Dataset excerpt:
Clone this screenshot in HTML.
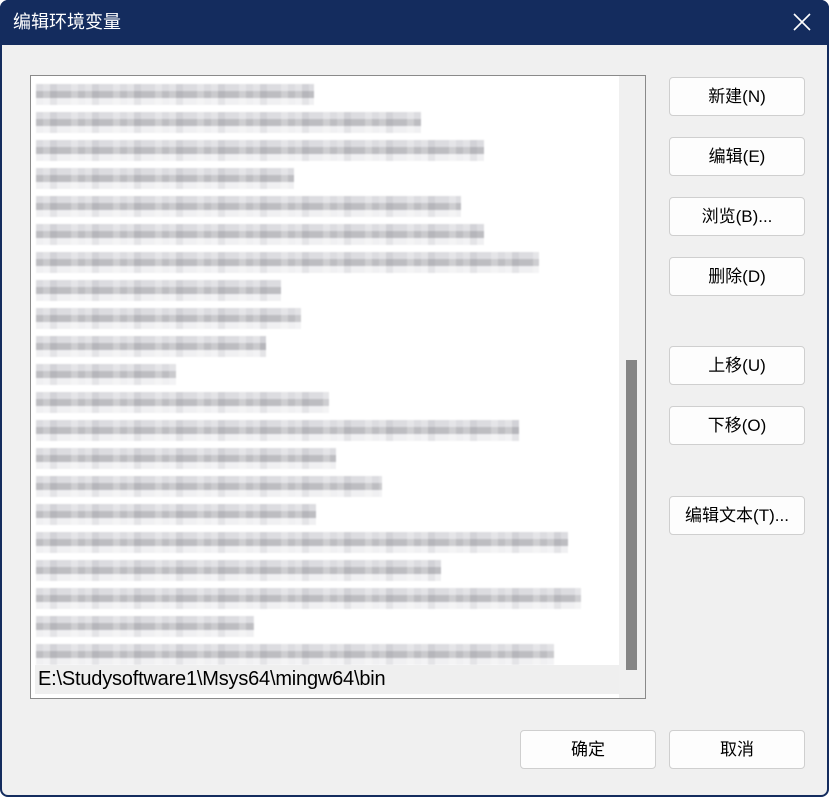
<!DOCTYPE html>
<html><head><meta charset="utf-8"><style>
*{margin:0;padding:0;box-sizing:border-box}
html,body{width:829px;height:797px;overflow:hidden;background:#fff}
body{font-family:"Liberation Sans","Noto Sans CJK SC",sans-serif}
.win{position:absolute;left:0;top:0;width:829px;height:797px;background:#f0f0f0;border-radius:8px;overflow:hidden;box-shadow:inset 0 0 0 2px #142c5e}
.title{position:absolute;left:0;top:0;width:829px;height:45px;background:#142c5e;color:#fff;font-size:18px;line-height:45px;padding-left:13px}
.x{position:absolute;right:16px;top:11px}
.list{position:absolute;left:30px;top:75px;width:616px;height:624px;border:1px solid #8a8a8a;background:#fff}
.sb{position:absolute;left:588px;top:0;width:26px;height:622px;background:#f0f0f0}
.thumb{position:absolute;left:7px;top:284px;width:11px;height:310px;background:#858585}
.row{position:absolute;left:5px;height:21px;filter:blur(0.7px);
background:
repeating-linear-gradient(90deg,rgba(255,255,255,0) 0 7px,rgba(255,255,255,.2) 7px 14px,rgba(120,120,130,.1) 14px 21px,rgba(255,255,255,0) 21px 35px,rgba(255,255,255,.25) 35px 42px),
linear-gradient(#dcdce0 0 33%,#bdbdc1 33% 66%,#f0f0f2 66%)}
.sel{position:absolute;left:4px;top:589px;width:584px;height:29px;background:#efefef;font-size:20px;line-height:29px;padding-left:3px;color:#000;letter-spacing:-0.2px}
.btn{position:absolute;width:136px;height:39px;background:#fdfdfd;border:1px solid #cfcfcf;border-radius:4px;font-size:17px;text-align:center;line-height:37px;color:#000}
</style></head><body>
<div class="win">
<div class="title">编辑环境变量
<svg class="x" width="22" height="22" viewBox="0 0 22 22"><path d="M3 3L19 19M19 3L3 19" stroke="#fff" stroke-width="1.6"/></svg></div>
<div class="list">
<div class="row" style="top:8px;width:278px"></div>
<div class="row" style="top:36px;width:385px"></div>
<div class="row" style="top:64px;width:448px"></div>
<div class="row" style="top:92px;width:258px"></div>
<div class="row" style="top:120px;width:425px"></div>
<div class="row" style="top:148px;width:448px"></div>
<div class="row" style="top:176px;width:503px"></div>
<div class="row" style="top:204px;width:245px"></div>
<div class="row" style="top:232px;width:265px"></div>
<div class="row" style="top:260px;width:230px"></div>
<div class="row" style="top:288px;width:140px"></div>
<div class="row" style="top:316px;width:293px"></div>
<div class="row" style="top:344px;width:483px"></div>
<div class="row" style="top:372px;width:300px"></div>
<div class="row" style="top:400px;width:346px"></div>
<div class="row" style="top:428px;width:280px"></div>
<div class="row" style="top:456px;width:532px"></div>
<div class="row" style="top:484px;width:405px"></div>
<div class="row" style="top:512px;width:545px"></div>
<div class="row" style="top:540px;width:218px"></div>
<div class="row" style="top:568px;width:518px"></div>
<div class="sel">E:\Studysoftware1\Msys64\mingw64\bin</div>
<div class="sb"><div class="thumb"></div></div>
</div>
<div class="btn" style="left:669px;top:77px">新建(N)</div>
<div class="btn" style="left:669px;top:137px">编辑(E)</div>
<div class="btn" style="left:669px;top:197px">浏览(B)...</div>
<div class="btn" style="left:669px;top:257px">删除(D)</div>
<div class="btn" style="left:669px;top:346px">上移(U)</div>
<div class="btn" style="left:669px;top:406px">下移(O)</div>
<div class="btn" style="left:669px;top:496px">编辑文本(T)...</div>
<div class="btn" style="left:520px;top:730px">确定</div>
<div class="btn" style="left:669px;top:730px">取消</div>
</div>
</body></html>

Exercise task: Quote all the lines above exactly as given. Do not include the pictures.

The answer:
Clone this screenshot in HTML.
<!DOCTYPE html>
<html><head><meta charset="utf-8"><style>
*{margin:0;padding:0;box-sizing:border-box}
html,body{width:829px;height:797px;overflow:hidden;background:#fff}
body{font-family:"Liberation Sans","Noto Sans CJK SC",sans-serif}
.win{position:absolute;left:0;top:0;width:829px;height:797px;background:#f0f0f0;border-radius:8px;overflow:hidden;box-shadow:inset 0 0 0 2px #142c5e}
.title{position:absolute;left:0;top:0;width:829px;height:45px;background:#142c5e;color:#fff;font-size:18px;line-height:45px;padding-left:13px}
.x{position:absolute;right:16px;top:11px}
.list{position:absolute;left:30px;top:75px;width:616px;height:624px;border:1px solid #8a8a8a;background:#fff}
.sb{position:absolute;left:588px;top:0;width:26px;height:622px;background:#f0f0f0}
.thumb{position:absolute;left:7px;top:284px;width:11px;height:310px;background:#858585}
.row{position:absolute;left:5px;height:21px;filter:blur(0.7px);
background:
repeating-linear-gradient(90deg,rgba(255,255,255,0) 0 7px,rgba(255,255,255,.2) 7px 14px,rgba(120,120,130,.1) 14px 21px,rgba(255,255,255,0) 21px 35px,rgba(255,255,255,.25) 35px 42px),
linear-gradient(#dcdce0 0 33%,#bdbdc1 33% 66%,#f0f0f2 66%)}
.sel{position:absolute;left:4px;top:589px;width:584px;height:29px;background:#efefef;font-size:20px;line-height:29px;padding-left:3px;color:#000;letter-spacing:-0.2px}
.btn{position:absolute;width:136px;height:39px;background:#fdfdfd;border:1px solid #cfcfcf;border-radius:4px;font-size:17px;text-align:center;line-height:37px;color:#000}
</style></head><body>
<div class="win">
<div class="title">编辑环境变量
<svg class="x" width="22" height="22" viewBox="0 0 22 22"><path d="M3 3L19 19M19 3L3 19" stroke="#fff" stroke-width="1.6"/></svg></div>
<div class="list">
<div class="row" style="top:8px;width:278px"></div>
<div class="row" style="top:36px;width:385px"></div>
<div class="row" style="top:64px;width:448px"></div>
<div class="row" style="top:92px;width:258px"></div>
<div class="row" style="top:120px;width:425px"></div>
<div class="row" style="top:148px;width:448px"></div>
<div class="row" style="top:176px;width:503px"></div>
<div class="row" style="top:204px;width:245px"></div>
<div class="row" style="top:232px;width:265px"></div>
<div class="row" style="top:260px;width:230px"></div>
<div class="row" style="top:288px;width:140px"></div>
<div class="row" style="top:316px;width:293px"></div>
<div class="row" style="top:344px;width:483px"></div>
<div class="row" style="top:372px;width:300px"></div>
<div class="row" style="top:400px;width:346px"></div>
<div class="row" style="top:428px;width:280px"></div>
<div class="row" style="top:456px;width:532px"></div>
<div class="row" style="top:484px;width:405px"></div>
<div class="row" style="top:512px;width:545px"></div>
<div class="row" style="top:540px;width:218px"></div>
<div class="row" style="top:568px;width:518px"></div>
<div class="sel">E:\Studysoftware1\Msys64\mingw64\bin</div>
<div class="sb"><div class="thumb"></div></div>
</div>
<div class="btn" style="left:669px;top:77px">新建(N)</div>
<div class="btn" style="left:669px;top:137px">编辑(E)</div>
<div class="btn" style="left:669px;top:197px">浏览(B)...</div>
<div class="btn" style="left:669px;top:257px">删除(D)</div>
<div class="btn" style="left:669px;top:346px">上移(U)</div>
<div class="btn" style="left:669px;top:406px">下移(O)</div>
<div class="btn" style="left:669px;top:496px">编辑文本(T)...</div>
<div class="btn" style="left:520px;top:730px">确定</div>
<div class="btn" style="left:669px;top:730px">取消</div>
</div>
</body></html>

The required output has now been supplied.